1. Use Background Strength

Grover grew up being the middle child of nine siblings. His father was a preacher who did not bring home enough money to support them in comfort. Just the opposite, the family were borderline impoverished and everyone had to work hard to keep the family fed and clothed. As a result, Grover grew up learning to be self-sufficient. At the same time, his religious parents taught him to be honest. Those were the hallmarks that lead him to become president. Most people grow up in families or circumstances that were challenging. It is up to us to use the strengths that we learned from our youth to build a strong foundation that will help us succeed in our personal and professional life. Some of the most famous and successful entrepreneurs in the business world were people who went through many trials and hardships. They used skills learned from their backgrounds to accomplish goals that brought them success.

2. Take Advantage of Circumstances

When Grover was a young man, he got a job in Buffalo, New York as a clerk in a law office. Instead of bemoaning his lowly station as clerk, he took advantage of his circumstances by reading books that taught him the principles of law. Even though he was able to take a few courses, the majority of his learning was done from working with lawyers and reading their books. Without any formal training, he was able to pass the bar exam and become a lawyer himself. Sometimes situations present themselves that can make a difference in our business life. If we choose to learn from them, we put ourselves in a position to do a better job. The more we improve our skills, the better our chances are of being promoted or creating our own business.

3. Be Willing to Work Hard

One of Grover’s chief characteristics was his ability to push himself to the limit. Many positions were extended to him because of his dedication to hard work such as becoming the district attorney. His reputation to work harder and longer than anyone else got him voted to several high positions starting with sheriff, then moving up to mayor and governor. As president, he worked late into the night or early morning hours to get the job done. Entrepreneurs are known for those same qualities. Behind the scenes, they follow the same pattern of working harder and longer than anyone else. To be successful in any business, especially as an owner, hard work is the anchor that produces results. Not only that, but hard working entrepreneurs recognize that quality in others. If an appropriate attitude comes with it, we can be one of those who get promoted or climb our own ladder of success.

4. Act on Decisions

Controversial decisions were the hallmark of President Cleveland’s presidency. Not only was he known for his political record of vetoing hundreds of bills but he also became known for his personal choice of marrying a woman that became the youngest First Lady at the age of twenty-one. In the eyes of many, the relationship was scandalous since he had become her benefactor after her father’s death. Not only did she fulfill her duty as White House hostess in proper form but she became so popular she was mobbed at public events until security guards were placed around her. There are times when we have knowledge about people and circumstances that renders us more capable of making business or personal decisions rather than listen to the opinion of others. It is up to us to follow-through for the sake of the company or business we are charged with. Even a small position needs a leader who knows what is needed, makes a decision, and acts on it.

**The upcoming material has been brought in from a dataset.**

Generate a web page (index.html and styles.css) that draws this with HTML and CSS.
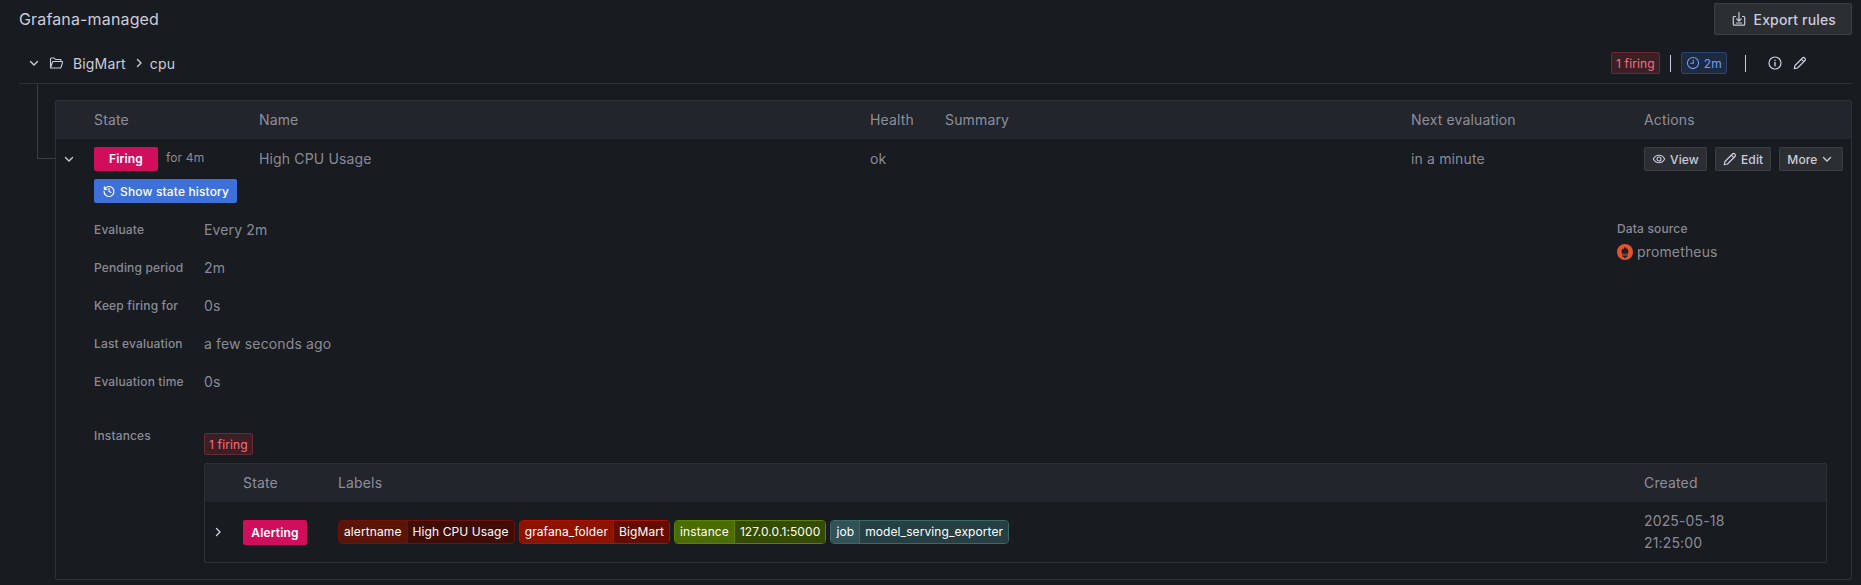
FILE: index.html
```html
<!DOCTYPE html>
<html lang="en">
<head>
    <meta charset="UTF-8">
    <meta name="viewport" content="width=device-width, initial-scale=1.0">
    <title>Alert rules</title>
    <link rel="stylesheet" href="styles.css">
</head>
<body>
    <svg class="defs" width="0" height="0">
        <symbol id="i-down" viewBox="0 0 16 16"><path d="M4.5 6.5 8 10l3.5-3.5" fill="none" stroke="currentColor" stroke-width="1.4" stroke-linecap="round" stroke-linejoin="round"/></symbol>
        <symbol id="i-right" viewBox="0 0 16 16"><path d="M6.5 4.5 10 8l-3.5 3.5" fill="none" stroke="currentColor" stroke-width="1.4" stroke-linecap="round" stroke-linejoin="round"/></symbol>
        <symbol id="i-folder" viewBox="0 0 16 16"><path d="M2.5 13V3.8c0-.4.3-.8.8-.8h2.900l1.300 1.500h4.700c.4 0 .8.400.8.8V6.500M2.500 13h9.700c.3 0 .6-.2.700-.5l1.700-5.100c.2-.5-.2-.9-.6-.9H5.200c-.3 0-.6.200-.7.500L2.500 13Z" fill="none" stroke="currentColor" stroke-width="1.1" stroke-linejoin="round"/></symbol>
        <symbol id="i-import" viewBox="0 0 16 16"><path d="M4.5 5.500H3.300c-.6 0-1 .4-1 1v6.700c0 .6.400 1 1 1h9.400c.6 0 1-.4 1-1V6.500c0-.6-.4-1-1-1h-1.200M8 1.500V10M5.700 7.800 8 10.100l2.300-2.300M5.500 12h5" fill="none" stroke="currentColor" stroke-width="1.2" stroke-linecap="round" stroke-linejoin="round"/></symbol>
        <symbol id="i-clock" viewBox="0 0 16 16"><circle cx="8" cy="8" r="6.4" fill="none" stroke="currentColor" stroke-width="1.2"/><path d="M8.300 4.500v3.800H5.400" fill="none" stroke="currentColor" stroke-width="1.2" stroke-linecap="round" stroke-linejoin="round"/></symbol>
        <symbol id="i-info" viewBox="0 0 16 16"><circle cx="8" cy="8" r="6" fill="none" stroke="currentColor" stroke-width="1.2"/><path d="M8 7.500v3.200M8 5.200v.2" fill="none" stroke="currentColor" stroke-width="1.4" stroke-linecap="round"/></symbol>
        <symbol id="i-pen" viewBox="0 0 16 16"><path d="M2.300 13.700 3 10.500l7.500-7.500c.6-.6 1.500-.6 2.100 0l.4.400c.6.600.6 1.500 0 2.100l-7.500 7.500-3.200.7ZM9.300 4.200l2.500 2.500" fill="none" stroke="currentColor" stroke-width="1.2" stroke-linejoin="round"/></symbol>
        <symbol id="i-eye" viewBox="0 0 16 16"><path d="M1.500 8C3 5.200 5.300 3.800 8 3.800s5 1.400 6.500 4.200C13 10.800 10.700 12.200 8 12.200S3 10.800 1.500 8Z" fill="none" stroke="currentColor" stroke-width="1.2" stroke-linejoin="round"/><circle cx="8" cy="8" r="2.3" fill="none" stroke="currentColor" stroke-width="1.2"/></symbol>
        <symbol id="i-history" viewBox="0 0 16 16"><path d="M2.700 3.200v2.900h2.900M2.900 6A5.700 5.700 0 1 1 2.300 8.300M8 5v3.300l2.200 1.300" fill="none" stroke="currentColor" stroke-width="1.3" stroke-linecap="round" stroke-linejoin="round"/></symbol>
    </svg>

    <div class="page-head">
        <h1>Grafana-managed</h1>
        <button class="btn btn-large"><svg class="icon"><use href="#i-import"/></svg>Export rules</button>
    </div>

    <div class="group-head">
        <svg class="icon group-toggle"><use href="#i-down"/></svg>
        <svg class="icon group-folder"><use href="#i-folder"/></svg>
        <span class="crumb">BigMart</span>
        <svg class="icon crumb-sep"><use href="#i-right"/></svg>
        <span class="crumb">cpu</span>
        <div class="group-meta">
            <span class="badge badge-red">1 firing</span>
            <span class="pipe"></span>
            <span class="badge badge-blue"><svg class="icon icon-small"><use href="#i-clock"/></svg>2m</span>
            <span class="pipe pipe-wide"></span>
            <svg class="icon meta-icon"><use href="#i-info"/></svg>
            <svg class="icon meta-icon"><use href="#i-pen"/></svg>
        </div>
    </div>

    <div class="group-body">
        <div class="tree-line"></div>
        <div class="rules">
            <div class="rule-cols rule-head">
                <span></span>
                <span>State</span>
                <span>Name</span>
                <span>Health</span>
                <span>Summary</span>
                <span>Next evaluation</span>
                <span>Actions</span>
            </div>
            <div class="rule-cols rule-row">
                <svg class="icon row-toggle"><use href="#i-down"/></svg>
                <div class="state-cell">
                    <div class="state-line">
                        <span class="pill">Firing</span>
                        <span class="for-time">for 4m</span>
                    </div>
                    <button class="btn-history"><svg class="icon icon-small"><use href="#i-history"/></svg>Show state history</button>
                </div>
                <span>High CPU Usage</span>
                <span>ok</span>
                <span></span>
                <span>in a minute</span>
                <div class="actions">
                    <button class="btn"><svg class="icon icon-small"><use href="#i-eye"/></svg>View</button>
                    <button class="btn"><svg class="icon icon-small icon-pen"><use href="#i-pen"/></svg>Edit</button>
                    <button class="btn">More<svg class="icon icon-after"><use href="#i-down"/></svg></button>
                </div>
            </div>

            <div class="details">
                <dl class="facts">
                    <div class="fact"><dt>Evaluate</dt><dd>Every 2m</dd></div>
                    <div class="fact"><dt>Pending period</dt><dd>2m</dd></div>
                    <div class="fact"><dt>Keep firing for</dt><dd>0s</dd></div>
                    <div class="fact"><dt>Last evaluation</dt><dd>a few seconds ago</dd></div>
                    <div class="fact"><dt>Evaluation time</dt><dd>0s</dd></div>
                </dl>
                <div class="source">
                    <div class="source-title">Data source</div>
                    <div class="source-name">
                        <svg class="prom" viewBox="0 0 16 16">
                            <circle cx="8" cy="8" r="8" fill="#e6522c"/>
                            <path d="M8 2.200c.3 1.400 1.100 1.800 1.500 2.700.2-.4.300-.6.300-1 1 1.100 1.700 2.600 1.500 4.300l-.5 1.600H5.200l-.6-1.600c-.2-1.500.4-2.700 1.200-3.600 0 .4.100.7.300 1C6.500 5 7.700 3.700 8 2.200Z" fill="#1f1f22"/>
                            <path d="M5.200 10.400h5.600v1.100H5.200zM5.600 12h4.800v.9H5.600zM6.900 13.300h2.200c0 .7-.5 1.100-1.100 1.100s-1.100-.4-1.100-1.100Z" fill="#1f1f22"/>
                        </svg>
                        prometheus
                    </div>
                </div>
            </div>

            <div class="instances">
                <div class="instances-title">Instances</div>
                <div class="instances-main">
                    <span class="badge badge-red">1 firing</span>
                    <div class="inst-table">
                        <div class="inst-cols inst-head">
                            <span></span>
                            <span>State</span>
                            <span>Labels</span>
                            <span>Created</span>
                        </div>
                        <div class="inst-cols inst-row">
                            <svg class="icon row-toggle"><use href="#i-right"/></svg>
                            <span class="pill">Alerting</span>
                            <div class="labels">
                                <span class="label label-1"><b>alertname</b><i>High CPU Usage</i></span>
                                <span class="label label-2"><b>grafana_folder</b><i>BigMart</i></span>
                                <span class="label label-3"><b>instance</b><i>127.0.0.1:5000</i></span>
                                <span class="label label-4"><b>job</b><i>model_serving_exporter</i></span>
                            </div>
                            <div class="created">2025-05-18<br>21:25:00</div>
                        </div>
                    </div>
                </div>
            </div>
        </div>
    </div>
</body>
</html>
```

FILE: styles.css
```css
* {
    margin: 0;
    padding: 0;
    box-sizing: border-box;
}

body {
    background-color: #181b1f;
    color: #ccccdc;
    font-family: Inter, "Noto Sans", sans-serif;
    font-size: 14px;
    letter-spacing: 0.15px;
    overflow: hidden;
}

.defs {
    display: block;
    height: 0;
}

.icon {
    width: 16px;
    height: 16px;
    flex: none;
}

.icon-small {
    width: 14px;
    height: 14px;
}

.icon-pen {
    transform: scale(1.15);
}

.page-head {
    display: flex;
    justify-content: space-between;
    align-items: center;
    height: 35px;
    padding: 3px 9px 0 19px;
}

h1 {
    font-size: 16px;
    font-weight: 400;
    line-height: 32px;
}

.btn {
    display: inline-flex;
    align-items: center;
    gap: 4px;
    height: 24px;
    padding: 0 7px;
    border: 1px solid rgba(204, 204, 220, 0.1);
    border-radius: 2px;
    background-color: #2b2e33;
    color: #ccccdc;
    font-family: inherit;
    font-size: 12px;
    font-weight: 500;
    letter-spacing: 0.15px;
}

.btn-large {
    gap: 7px;
    height: 32px;
    padding: 0 15px 0 16px;
    font-size: 14px;
}

.icon-after {
    margin-left: -3px;
}

.group-head {
    display: flex;
    align-items: center;
    height: 49px;
    margin: 0 9px 0 19px;
    padding: 8px 0 0;
    border-bottom: 1px solid rgba(204, 204, 220, 0.12);
}

.group-toggle {
    margin-left: 7px;
    margin-right: 6px;
}

.group-folder {
    margin-right: 9px;
}

.crumb-sep {
    margin: 0 3px 0 5px;
}

.group-meta {
    display: flex;
    align-items: center;
    margin-left: auto;
    padding-right: 35px;
}

.badge {
    display: inline-flex;
    align-items: center;
    height: 22px;
    padding: 0 4px;
    border: 1px solid;
    border-radius: 2px;
    font-size: 12px;
}

.badge-red {
    background-color: #3a2025;
    border-color: #6a2a33;
    color: #ff6b7e;
}

.badge-blue {
    gap: 4px;
    background-color: #1d2a40;
    border-color: #2a4470;
    color: #6e9fff;
}

.pipe {
    width: 1px;
    height: 17px;
    margin: 0 10px;
    background-color: #ccccdc;
}

.pipe-wide {
    margin: 0 21px 0 18px;
}

.meta-icon {
    margin-right: 9px;
}

.group-body {
    display: flex;
    align-items: flex-start;
    padding-right: 9px;
}

.tree-line {
    flex: none;
    width: 18px;
    height: 75px;
    margin-left: 37px;
    border-left: 1px solid rgba(204, 204, 220, 0.2);
    border-bottom: 1px solid rgba(204, 204, 220, 0.2);
}

.rules {
    flex: 1;
    min-width: 0;
    height: 480px;
    margin-top: 16px;
    border: 1px solid rgba(204, 204, 220, 0.12);
    border-radius: 2px;
}

.rule-cols {
    display: grid;
    grid-template-columns: 38px 165px 611px 75px 466px 233px 1fr;
}

.rule-head,
.inst-head {
    align-items: center;
    height: 38px;
    padding-bottom: 2px;
    background-color: #22252b;
    color: rgba(204, 204, 220, 0.65);
}

.rule-row {
    padding-top: 8px;
    color: rgba(204, 204, 220, 0.65);
    line-height: 24px;
}

.row-toggle {
    margin: 4px 0 0 5px;
    color: #ccccdc;
}

.state-line {
    display: flex;
    align-items: center;
    gap: 8px;
    margin-bottom: 8px;
}

.pill {
    display: flex;
    justify-content: center;
    align-items: center;
    width: 64px;
    height: 24px;
    border-radius: 2px;
    background-color: #d10e5c;
    color: #fff;
    font-size: 12px;
    font-weight: 600;
}

.for-time {
    font-size: 12px;
    margin-top: -2px;
}

.btn-history {
    display: flex;
    align-items: center;
    gap: 4px;
    height: 24px;
    padding: 0 8px;
    border: none;
    border-radius: 2px;
    background-color: #3d71d9;
    color: #fff;
    font-family: inherit;
    font-size: 12px;
    font-weight: 500;
    letter-spacing: 0.15px;
}

.actions {
    display: flex;
    gap: 8px;
}

.details {
    display: grid;
    grid-template-columns: 1fr 234px;
    padding: 15px 0 0 38px;
}

.facts {
    display: flex;
    flex-direction: column;
    gap: 16px;
}

.fact {
    display: flex;
    align-items: center;
    height: 22px;
}

dt {
    width: 110px;
    color: rgba(204, 204, 220, 0.65);
    font-size: 12px;
    font-weight: 500;
}

dd {
    color: rgba(204, 204, 220, 0.65);
}

.source-title {
    color: rgba(204, 204, 220, 0.65);
    font-size: 12px;
    font-weight: 500;
    line-height: 22px;
}

.source-name {
    display: flex;
    align-items: center;
    gap: 4px;
    margin-top: 3px;
    color: rgba(204, 204, 220, 0.65);
}

.prom {
    width: 16px;
    height: 16px;
}

.instances {
    display: flex;
    padding: 35px 24px 0 38px;
}

.instances-title {
    flex: none;
    width: 110px;
    color: rgba(204, 204, 220, 0.65);
    font-size: 12px;
    font-weight: 500;
    line-height: 18px;
}

.instances-main {
    display: flex;
    flex: 1;
    flex-direction: column;
    align-items: flex-start;
    min-width: 0;
    padding-top: 6px;
}

.inst-table {
    align-self: stretch;
    margin-top: 8px;
    border: 1px solid rgba(204, 204, 220, 0.12);
    border-radius: 2px;
}

.inst-cols {
    display: grid;
    grid-template-columns: 38px 95px 1fr 182px;
}

.inst-row {
    align-items: center;
    height: 60px;
}

.inst-row .row-toggle {
    margin: 0 0 0 5px;
}

.inst-row .pill {
    height: 25px;
    margin-top: 1px;
}

.labels {
    display: flex;
    gap: 4px;
}

.label {
    display: inline-flex;
    height: 24px;
    border: 1px solid;
    border-radius: 4px;
    overflow: hidden;
    color: #fff;
    font-size: 12px;
    letter-spacing: 0.1px;
    line-height: 22px;
}

.label b,
.label i {
    padding: 0 5px;
    font-style: normal;
    font-weight: 400;
}

.label i {
    border-left: 1px solid;
    border-color: inherit;
}

.label-1 {
    border-color: #6b1209;
}

.label-1 b {
    background-color: #5a1408;
}

.label-1 i {
    background-color: #3f0d05;
}

.label-2 {
    border-color: #a81400;
}

.label-2 b {
    background-color: #8f1200;
}

.label-2 i {
    background-color: #650c00;
}

.label-3 {
    border-color: #5a8200;
}

.label-3 b {
    background-color: #4a6c00;
}

.label-3 i {
    background-color: #344b00;
}

.label-4 {
    border-color: #3f6666;
}

.label-4 b {
    background-color: #315357;
}

.label-4 i {
    background-color: #253f42;
}

.created {
    color: rgba(204, 204, 220, 0.65);
    line-height: 22px;
}
```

5. Be Willing to Stand on Principle

In order to prevent pork barrel waste in government spending, President Cleveland vetoed 584 bills during a time when presidents were reluctant to oppose or offend the legislative branches. The consequence of that was a weak executive branch. One of the reasons President Cleveland was able to stand in extreme opposition was because he was grounded in principle. He strongly believed that government should not be wasteful or corrupt. As a result, the citizens were grateful and trusted him. In business, the same rule applies. Grateful, trusting customers are the result of honest, ethical businesses. The motto for the local Walmart Stores in Arkansas was “Lowest Prices Anytime, Anywhere”. The principle behind that slogan was that Sam Walton wanted to help people save money so they could have better lives because of the financial struggles he had witnessed. The people were grateful and trusted his stores. When the company went national in 1970, the New York Stock exchange listed it two years later. We can take that as an example that it is a good idea to stand on principle in business.

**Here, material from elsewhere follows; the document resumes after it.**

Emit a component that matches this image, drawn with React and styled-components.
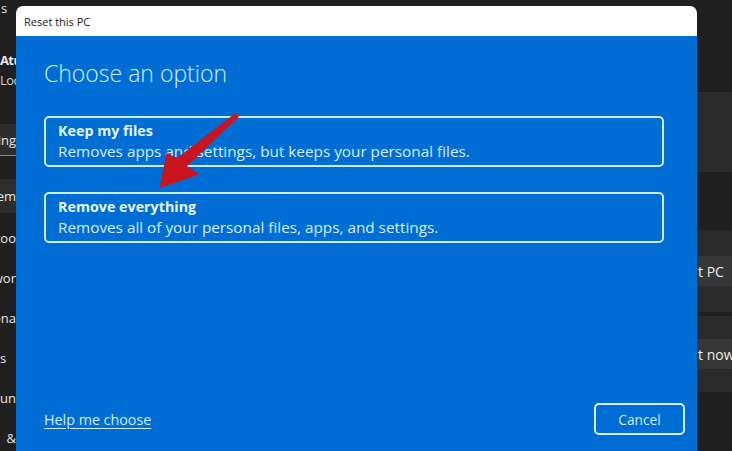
import React from 'react';
import styled, { createGlobalStyle } from 'styled-components';

const GlobalStyle = createGlobalStyle`
  html, body {
    margin: 0;
    padding: 0;
    background: #1f1f1f;
    overflow: hidden;
  }
  body {
    font-family: "Open Sans", "Noto Sans", sans-serif;
  }
`;

const Page = styled.div`
  width: 732px;
  height: 451px;
  display: grid;
  grid-template-columns: 16px 681px 1fr;
  background: #1f1f1f;
  overflow: hidden;
`;

// ---- settings window behind the dialog ----
const LeftStrip = styled.div`
  display: flex;
  flex-direction: column;
  overflow: hidden;
  color: #e6e6e6;
  font-size: 13px;
`;

const Frag = styled.div`
  display: flex;
  justify-content: ${p => (p.$end ? 'flex-end' : 'flex-start')};
  align-items: center;
  white-space: nowrap;
  height: ${p => p.$h || 20}px;
  margin-top: ${p => p.$mt || 0}px;
  padding-left: ${p => p.$pl || 0}px;
  font-weight: ${p => (p.$bold ? 700 : 400)};
  font-size: ${p => p.$size || 13}px;
  letter-spacing: ${p => (p.$tight ? '-0.6px' : '0')};
  background: ${p => p.$bg || 'transparent'};
  border-bottom: ${p => (p.$line ? '1px solid #8a8a8a' : 'none')};
  color: ${p => (p.$dim ? '#cfcfcf' : 'inherit')};
`;

const RightStrip = styled.div`
  display: flex;
  flex-direction: column;
  overflow: hidden;
  padding-top: 92px;
`;

const Panel = styled.div`
  background: #2b2b2b;
  height: ${p => p.$h}px;
  display: flex;
  flex-direction: column;
  justify-content: center;
`;

const Gap = styled.div`
  height: ${p => p.$h}px;
`;

const GhostButton = styled.div`
  background: #373737;
  height: 30px;
  display: flex;
  align-items: center;
  white-space: nowrap;
  color: #ececec;
  font-size: 14px;
  padding-left: 1px;
`;

// ---- dialog ----
const Dialog = styled.div`
  margin-top: 6px;
  display: flex;
  flex-direction: column;
  border-radius: 7px 7px 0 0;
  overflow: hidden;
  height: 445px;
  position: relative;
`;

const TitleBar = styled.div`
  height: 30px;
  flex: none;
  background: #ffffff;
  color: #1a1a1a;
  font-size: 11px;
  display: flex;
  align-items: center;
  padding-left: 8px;
`;

const Body = styled.div`
  flex: 1;
  background: #006dd5;
  color: #d4f0ff;
  display: flex;
  flex-direction: column;
`;

const Heading = styled.h1`
  margin: 22px 0 0 28px;
  font-size: 23px;
  line-height: 30px;
  font-weight: 300;
  color: #d4f0ff;
`;

const OptionList = styled.div`
  margin: 28px 33px 0 28px;
  display: flex;
  flex-direction: column;
  gap: 25px;
`;

const OptionCard = styled.div`
  border: 2px solid #c9ecff;
  border-radius: 5px;
  padding: 3px 12px 4px;
  cursor: pointer;
`;

const OptionTitle = styled.div`
  font-weight: 700;
  font-size: 14.3px;
  line-height: 20px;
  color: #e4f6ff;
`;

const OptionDesc = styled.div`
  font-size: 15.3px;
  line-height: 20px;
`;

const Footer = styled.div`
  margin-top: auto;
  padding: 0 12px 16px 28px;
  display: flex;
  align-items: center;
  justify-content: space-between;
`;

const HelpLink = styled.a`
  color: #cdeeff;
  font-size: 14.3px;
  text-decoration: underline;
  text-underline-offset: 3px;
  cursor: pointer;
`;

const CancelButton = styled.button`
  width: 91px;
  height: 32px;
  border: 2px solid #d4f0ff;
  border-radius: 5px;
  background: transparent;
  color: #d4f0ff;
  font-family: inherit;
  font-size: 13.7px;
  cursor: pointer;
`;

// drawn in page coordinates; the dialog sits at (16, 6)
const Arrow = styled.svg`
  position: absolute;
  left: 118px;
  top: 96px;
  pointer-events: none;
`;

const options = [
  { title: 'Keep my files', desc: 'Removes apps and settings, but keeps your personal files.' },
  { title: 'Remove everything', desc: 'Removes all of your personal files, apps, and settings.' },
];

const navItems = ['too', 'wor', 'ona', 's', 'un', '&'];

export default function App() {
  return (
    <>
      <GlobalStyle />
      <Page>
        <LeftStrip>
          <Frag $h={16} $pl={1}>s</Frag>
          <Frag $bold $tight $h={20} $mt={34} $size={13}>Atu</Frag>
          <Frag $tight $h={18} $mt={1} $dim>Loc</Frag>
          <Frag $end $h={31} $mt={35} $bg="#2c2c2c" $line>ting</Frag>
          <Frag $end $h={34} $mt={23} $bg="#2d2d2d">em</Frag>
          {navItems.map((t, i) => (
            <Frag key={t} $end={t !== 's'} $h={20} $mt={i === 0 ? 15 : 20}>{t}</Frag>
          ))}
        </LeftStrip>

        <Dialog>
          <TitleBar>Reset this PC</TitleBar>
          <Body>
            <Heading>Choose an option</Heading>
            <OptionList>
              {options.map(o => (
                <OptionCard key={o.title}>
                  <OptionTitle>{o.title}</OptionTitle>
                  <OptionDesc>{o.desc}</OptionDesc>
                </OptionCard>
              ))}
            </OptionList>
            <Footer>
              <HelpLink>Help me choose</HelpLink>
              <CancelButton>Cancel</CancelButton>
            </Footer>
          </Body>
          <Arrow width="110" height="90" viewBox="134 102 110 90">
            <polygon
              fill="#c8141c"
              points="235.5,113 239,116.5 187,166 199,174.5 159.5,188 166.5,153 177,158"
            />
          </Arrow>
        </Dialog>

        <RightStrip>
          <Panel $h={80} />
          <Gap $h={58} />
          <Panel $h={82}>
            <GhostButton>t PC</GhostButton>
          </Panel>
          <Gap $h={4} />
          <Panel $h={76}>
            <GhostButton>t now</GhostButton>
          </Panel>
        </RightStrip>
      </Page>
    </>
  );
}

6. Be Willing to Go Against the Grain

When he became president for the second time, President Cleveland found that the majority of congress supported the Silver Act that he believed deepened the depression. Against the grain of most politicians and citizens, he admonished its pitfalls. With determination, he was able get the Sherman Silver Purchase Act repealed. In business, there will be times when the choices we make are not popular. It is more difficult when the right choices we make are subject to disagreement and ridicule. Yet for the sake of the business, sometimes we need to be willing to go against the grain.

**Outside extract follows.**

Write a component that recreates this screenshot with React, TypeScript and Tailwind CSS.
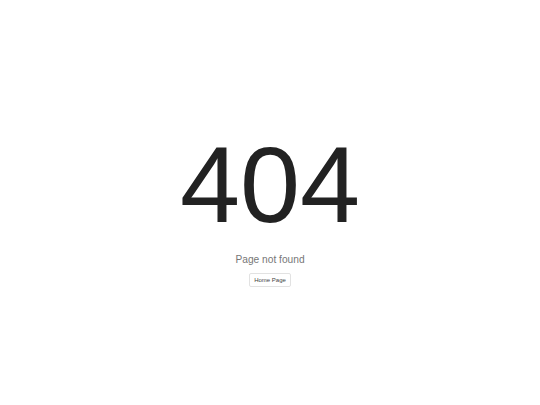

7. Know When to Bend the Rules

The depression became so severe, workers across the country appealed to the President for public work projects that could employ them. Soup kitchens were overwhelmed with the number of people standing in line and each day, the situation worsened. President Cleveland did not believe the federal government could solve the nation’s economic problems and he did not want to create a population that was dependent on the government so he refused their requests. Although he worked with the Treasury Department and other lawmakers to help alleviate the hardships, the people turned against him, the politicians abandoned him, and history records him as having been a decent president but not a great one. In extra-ordinary circumstances, sometimes a business has to overlook the rules of the bottom line to focus on the need. Overall, strong business ethics are required for a successful company but in those rare moments of charity, rules will not break if they are bent.

8. Be Consistent

Another reason historians do not consider President Cleveland a great president was because of his inconsistencies. The social policies towards the Negros, Native Americans, Chinese, European Immigrants and women were all dissimilar. Because of it, favoritism was evident. Foreign countries were also subject to different treatment. While some were protected, others were ignored. In business, inconsistency creates confusion and resentment. Instead of working together, employees work against each other at the cost of productivity. Tension becomes the norm as blame becomes the focus and the turnover rate increases. Businesses can progress when the rules are consistent. Behavior becomes professional and the atmosphere becomes conducive to customer care. As we strive to build a quality business, we need to remember that a strong building block has to be consistent.